Message Content Restrictions:
a. All graphics and lettering displayed on electronic signs shall meet public decency standards.
b. The EVMB sign shall not be configured to resemble a warning or danger signal or cause a driver to mistake the digital sign for a warning or danger signal.
c. No part of the EVMB shall mimic the appearance or operation of any traffic control device, signal or notice.
9. Other Conditions
a. All illuminated signs, including EVMB shall comply with the National Electric Code and other codes as applicable.
b. Portable electronic signs are prohibited.
c. EVMB within sight line of any traffic control or safety device shall be subject to approval by the City Engineer.
Directional signs, contractor’s remodeling signs, sandwich boards, and real estate signs, shall not be EVMB.
(Ord. 2348; Ord. 2349)
N. Manufactured Home Dwellings on property zoned “R-A” Residential Agricultural, “R-H” Residential Historic, “R-0” Residential Suburban, “R-1” Residential Low Density, and “R-1A” Residential Moderate Density.
Statement of Purpose: The purpose of this section is to allow for the replacement of an older mobile home or manufactured home for the purposes of upgrading to a newer unit, or replacing a damaged or destroyed unit. A Special Use Permit may only be granted for a manufactured home dwelling that is replacing a specific mobile home or manufactured home that existed on a lot or tract within the year preceding the application for the Special Use Permit.
A Special Use Permit may only be approved when it can be determined that the benefit to the City from the replacement of an existing [or one that was removed within the year preceding the application for the Special Use Permit] manufactured or mobile home will:
• sufficiently outweigh possible negative impacts upon surrounding property rights and values,
• provide a significant upgrade to the form, function, appearance, and compatibility from the existing or previously existing dwelling unit,
• outweigh any negative aspects of the proliferation or continuance of manufactured home dwellings to the De Soto community at large.
The applicant shall provide sufficient information so the following issues may be properly evaluated concerning a proposed replacement of an existing [or one that was removed within the year preceding the application for the Special Use Permit] dwelling.
1. Applicability: A Special Use Permit for the replacement of a mobile home or manufactured home dwelling shall only be considered in the following instances:
a.
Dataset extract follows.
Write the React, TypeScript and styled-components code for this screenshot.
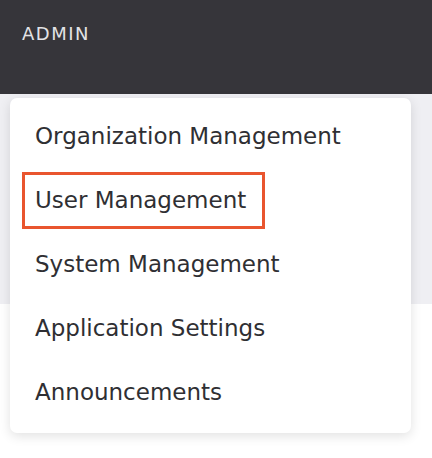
import { FC } from 'react';
import styled, { createGlobalStyle } from 'styled-components';

const GlobalStyle = createGlobalStyle`
  body {
    margin: 0;
    background: #ffffff;
    font-family: 'DejaVu Sans', sans-serif;
  }
`;

const items = [
  'Organization Management',
  'User Management',
  'System Management',
  'Application Settings',
  'Announcements',
];

const App: FC = () => {
  return (
    <>
      <GlobalStyle />
      <Header>
        <HeaderTitle>ADMIN</HeaderTitle>
      </Header>
      <Body>
        <Menu>
          {items.map((label) => (
            <MenuItem key={label} $active={label === 'User Management'}>
              {label}
            </MenuItem>
          ))}
        </Menu>
      </Body>
    </>
  );
};

export default App;

const Header = styled.header`
  height: 94px;
  background: #36353a;
  padding: 22px 22px 0;
  box-sizing: border-box;
`;

const HeaderTitle = styled.h1`
  margin: 0;
  font-family: 'DejaVu Sans', sans-serif;
  font-weight: 400;
  font-size: 18px;
  line-height: 24px;
  letter-spacing: 1.5px;
  color: #e3e3e6;
`;

const Body = styled.div`
  background: linear-gradient(#efeff3 0, #efeff3 210px, #ffffff 210px);
  padding: 4px 21px 24px 10px;
`;

const Menu = styled.nav`
  display: flex;
  flex-direction: column;
  align-items: flex-start;
  background: #ffffff;
  border-radius: 7px;
  box-shadow: 0 3px 12px rgba(0, 0, 0, 0.12);
  padding: 6px 0 9px;
`;

const MenuItem = styled.a<{ $active?: boolean }>`
  display: flex;
  align-items: center;
  height: 57px;
  box-sizing: border-box;
  margin: 3.5px 12px;
  padding: 0 16px 0 10px;
  border: 3px solid ${(p) => (p.$active ? '#e9552e' : 'transparent')};
  font-family: 'DejaVu Sans', sans-serif;
  font-weight: 400;
  font-size: 23px;
  color: #2f2f33;
  cursor: pointer;
  white-space: nowrap;
`;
In the event of un-intentional damage to or destruction of an existing mobile or manufactured home, as defined in Article 9, Section 4E of these regulations.
b. To replace a mobile home or manufactured home currently existing outside of a mobile home park on an individual lot or tract within an R-A, R-H, R-0, R-1, or R-1A zoning district, or meets the requirements set forth in this subsection (b) but was removed from the individual lot or tract within the year preceding the application for the Special Use Permit.
2. Location Restrictions:
a. All applicable yard set-back requirements must be met.
b. No manufactured home shall be placed within an easement.
c. The replacement manufactured home shall be situated on the property as to negate any negative impacts to surrounding properties. A replacement manufactured home should be placed in the same location on the property as the original, providing that adjustments may be made for larger structures or to meet yard requirements.
d. Only one manufactured home dwelling may be placed on a lot or tract.
3. General Standards:
a. Skirts. Each manufactured home shall be equipped with skirts on all sides, such skirts to be of a material harmonious to the mobile home structure.
b. Parking. Off-street parking shall be provided within 60 feet of the manufactured home and shall be maintained at a minimum ratio of two car spaces for each manufactured home.
c. Utilities. The water supply shall be connected to the municipal water system and all plumbing shall be constructed and maintained in accordance with the city’s plumbing code. All liquid waste shall be disposed of through the municipal sanitary sewer system. All plumbing shall comply with state and local plumbing laws and regulations. Each manufactured home shall be provided with at least a four inch sewer connection. The sewer connections shall be provided with suitable fittings so that a water tight connection can be made between the mobile home drain and the sewer connection.
d. Refuse Disposal. All solid waste shall be disposed of by accumulation in containers distributed by the city’s contractor and removal at regular intervals by the city’s contractor.
e. Electricity. All electrical installations shall comply with the electrical code of the city. Electrical outlets shall be weather-proof. An electrical outlet supplying at least 115 volts shall be provided with a minimum of 60 ampere individual service.
f. Fuel. Natural and liquefied petroleum gas for heating and cooking purposes may be used at individual manufactured homes; provided, however, that the installation is connected by copper or other suitable metallic tubing and complies with the fire prevention code of the city.
A. Sunset: A special use permit shall expire, upon public hearing, unless a building permit is taken within 12 months to effectuate such specially permitted use; or if no building permit is required, evidence of use is filed with building inspector.
B. Abandonment: Once a specially permitted use ceases or is abandoned for a period of more than 12 months, the special use permit shall expire upon public hearing; except that the special use permit for an auto salvage yard shall automatically expire if the state license for operating the auto salvage yard lapses for a period of time more than six months.
Home Occupation: A special use permit for a home occupation shall not be transferable to a new owner of the real estate.